La-Z-Boy Getting Up Out of the Chair
Lazboy store
La-Z-Boy is changing many of its stores to appeal to younger, hip urban consumers.

Monroe, MI - La-Z-Boy is gradually revamping its image in an attempt to appeal to younger and more urban consumers. The 88 year-old maker of recliners has given a facelift to its showrooms and is getting edgier with its advertising to try to grab a greater share of the market. It wants to present itself as a maker of fashionable furniture, only some of which reclines.

The company doesn't want to cannibalize its bread-and-butter, as recliners still account for 42% of the company's revenues, though that figure is down from 49% in 2010. But the company is exploring ways to sell other types of furniture. It's sending in-house designers into customer's homes to offer free advice, and sleeker furniture such as its Urban Attitudes line is getting more floor space in its showrooms. 

The company is also building smaller stores in an effort to win in the urban market. Some of the urban stores have floorspace around 5,000 sq. ft., about a third the size of a typical store. Renovations of the stores are averaging up to $600,0000 each. 

Television ads feature Brooke Shields typically sitting in sofas or chairs, not recliners. Her glamorous presence counteracts the relaxed image of a recliner company. As company CEO Kurt Darrow recently told The Wall Street Journal, "We don't believe we have to remind people we make recliners." 

In the fiscal year ended April 25, La-Z-Boy sales increased 5% from a year earlier to $1.43 billion, nicely outpacing the overall U.S. market for residential furniture, which grew about 2% in 2014, according to the investment bank Mann, Armistead & Epperson. For the past 5 years, La-Z-Boy's shares had total returns of 91%, compared with 53% for the Dow Jones U.S. Furnishings Index. Profits at renovated stores shot up 29% to $55.1 million as the company exited some of its lagging furniture-business lines. La-Z-Boy remains second in the U.S. furniture business behind Ashley Furniture Industries, Inc. Ashley has annual sales of $4 billion and predicts annual growth between 7% and 10%.
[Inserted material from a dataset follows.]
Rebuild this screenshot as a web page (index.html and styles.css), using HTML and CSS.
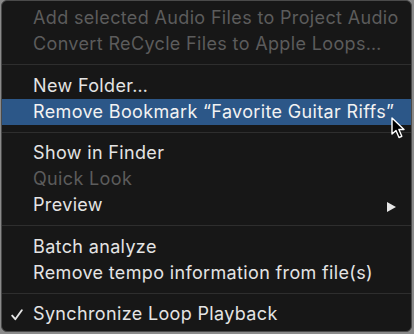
FILE: index.html
```html
<!DOCTYPE html>
<html>
<head>
  <title>Context Menu</title>
  <link rel="stylesheet" href="styles.css">
</head>
<body>
  <div class="menu">
    <div class="menu-item disabled">Add selected Audio Files to Project Audio</div>
    <div class="menu-item disabled">Convert ReCycle Files to Apple Loops…</div>
    <div class="separator wide"></div>
    <div class="menu-item">New Folder…</div>
    <div class="menu-item selected">Remove Bookmark “Favorite Guitar Riffs”
      <svg class="cursor" width="16" height="24" viewBox="0 0 16 24">
        <path d="M1 1 L1 17 L5 13.5 L8 20.5 L10.8 19.3 L7.9 12.5 L13 12.5 Z" fill="#000" stroke="#fff" stroke-width="1.4" stroke-linejoin="round"/>
      </svg>
    </div>
    <div class="separator"></div>
    <div class="menu-item">Show in Finder</div>
    <div class="menu-item disabled">Quick Look</div>
    <div class="menu-item has-submenu">Preview
      <svg class="submenu-arrow" width="9" height="10" viewBox="0 0 9 10">
        <path d="M0 0 L9 5 L0 10 Z" fill="#e6e6e6"/>
      </svg>
    </div>
    <div class="separator wide"></div>
    <div class="menu-item">Batch analyze</div>
    <div class="menu-item">Remove tempo information from file(s)</div>
    <div class="separator"></div>
    <div class="menu-item checked">
      <svg class="check" width="12" height="12" viewBox="0 0 12 12">
        <path d="M1.2 6.6 L4.3 10.2 L10.8 1.2" fill="none" stroke="#e4e4e4" stroke-width="1.9" stroke-linecap="round" stroke-linejoin="round"/>
      </svg>Synchronize Loop Playback</div>
  </div>
</body>
</html>
```

FILE: styles.css
```css
body {
  margin: 0;
  padding: 0;
  background-color: #8a8a8a;
  font-family: Inter, "Noto Sans", sans-serif;
}

.menu {
  box-sizing: border-box;
  width: 411px;
  height: 332px;
  margin: 0 0 0 1px;
  background-color: #171717;
  border: 1px solid #4a4a4a;
  border-radius: 6px;
  padding: 4px 0;
  overflow: hidden;
}

.menu-item {
  position: relative;
  height: 26px;
  line-height: 26px;
  padding-left: 31px;
  font-size: 18px;
  letter-spacing: 0.35px;
  color: #e4e4e4;
  white-space: nowrap;
}

.menu-item.disabled {
  color: #5c5c5c;
}

.menu-item.selected {
  background-color: #2c5788;
  color: #f2f2f2;
}

.separator {
  height: 1px;
  background-color: #2e2e2e;
  margin: 7px 0 7px 0;
}

.separator.wide {
  margin-bottom: 8px;
}

.submenu-arrow {
  position: absolute;
  right: 15px;
  top: 10px;
}

.check {
  position: absolute;
  left: 9px;
  top: 8px;
}

.cursor {
  position: absolute;
  left: 389px;
  top: 18px;
}
```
La-Z-Boy's recliners, some of which sport new features such as massage functions and separate motors for lumbar support and the head rest, can cost up to $2,200, so the company still wants to sell recliners while making efforts to sell more chic furniture. About half of the company's La-Z-Boy branded furniture is sold at La-Z-Boy stores and the rest at various retailers. The company plans to increase the number of La-Z-Boy stores from its current level of 325 to 400 by 2019. Most of the stores are owned by independent operators but La-Z-Boy owns about a third of them and plans to increase that percentage in an effort to capture a greater percentage of each store's profits. By owning the stores the company also has greater control over the way the furniture is presented.